Sobre esas tres premisas, con esas tres dimensiones del obrar, se está asentado sobre la roca firme, que es Cristo. Cuando se dice ahora «¡Señor, Señor!», se dice con verdad, porque no solamente se escucha la palabra, sino que se pone por obra plenamente. Ni la escucha está distorsionada por los afectos desordenados del corazón ni la acción, por poco que sea, busca otra finalidad que no sea alabar y servir a Dios.

 

Sobre esa Roca, el mundo es transparente; toda situación, toda realidad, todo encuentro se muestran en lo que Dios quiere que sean y quiera en ellos decir. Y, desde esa cimentación, la respuesta vital a esa palabra recibida es amorosa acción, es obrar divinamente.

 

Ahora, cuando no hay puesta ninguna esperanza de firmeza en lo que no sea Dios, cuando la humildad no opaca el poder de la gracia en nosotros, entonces nada tambalea al guerrero. Serán múltiples los ataques que reciba, pero por grandes que sean los torrentes de tentaciones, por fuertes que sean los vendavales de pensamientos, por enérgicos que sean los males que arremetan contra él, podrá vencerlos sin trabar combate, en humilde quietud sobre la Roca. Ahora lucha sin luchar, pues no necesita salir de su humildad, está donde debía haber estado siempre.

 

Ese permanecer en ese rocoso aquí y ahora es activísima acción, porque en la humildad su amor es puro. Pero aún no ha llegado al cielo. Su vida seguirá siendo lucha y habrá de tener siempre presente que Adán en el Edén comió del fruto prohibido.

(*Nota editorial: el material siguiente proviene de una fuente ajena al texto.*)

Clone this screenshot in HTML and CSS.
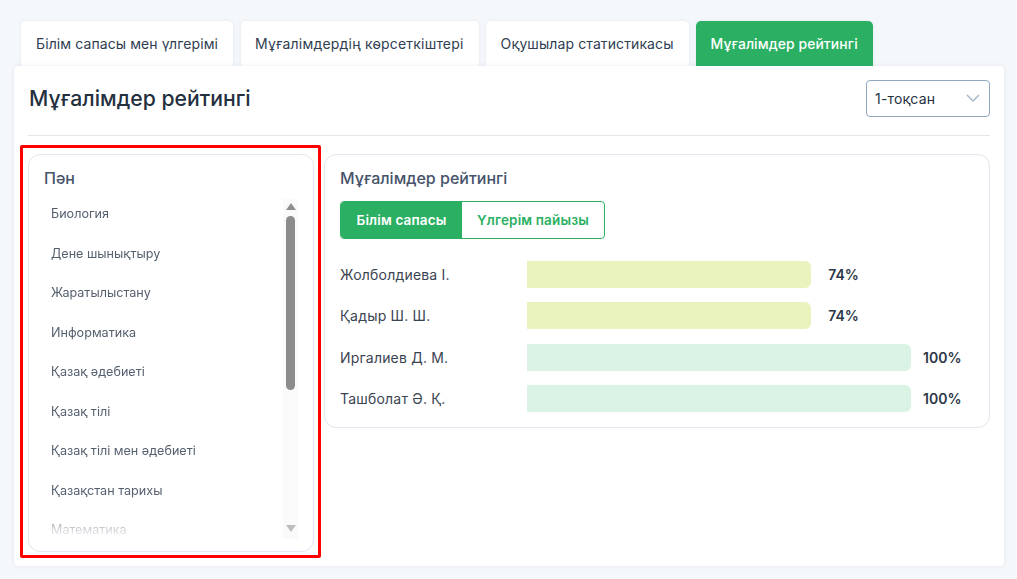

Un día, el abad Macario volvía del pantano a su celda llevando palmas. Y salió a su encuentro el diablo con una guadaña. Intentó herirlo con la guadaña pero no pudo. Y entonces le dijo: "Macario, sufro mucho por tu causa, porque no te puedo vencer. Hago todo lo que tú haces: tú ayunas y yo no como, tú velas y yo no duermo nunca. Sólo hay una cosa en la que tú me superas". "¿Cuál es?", le preguntó el abad Macario. Y el demonio le respondió: "Tu humildad, que me impide el que pueda vencerte".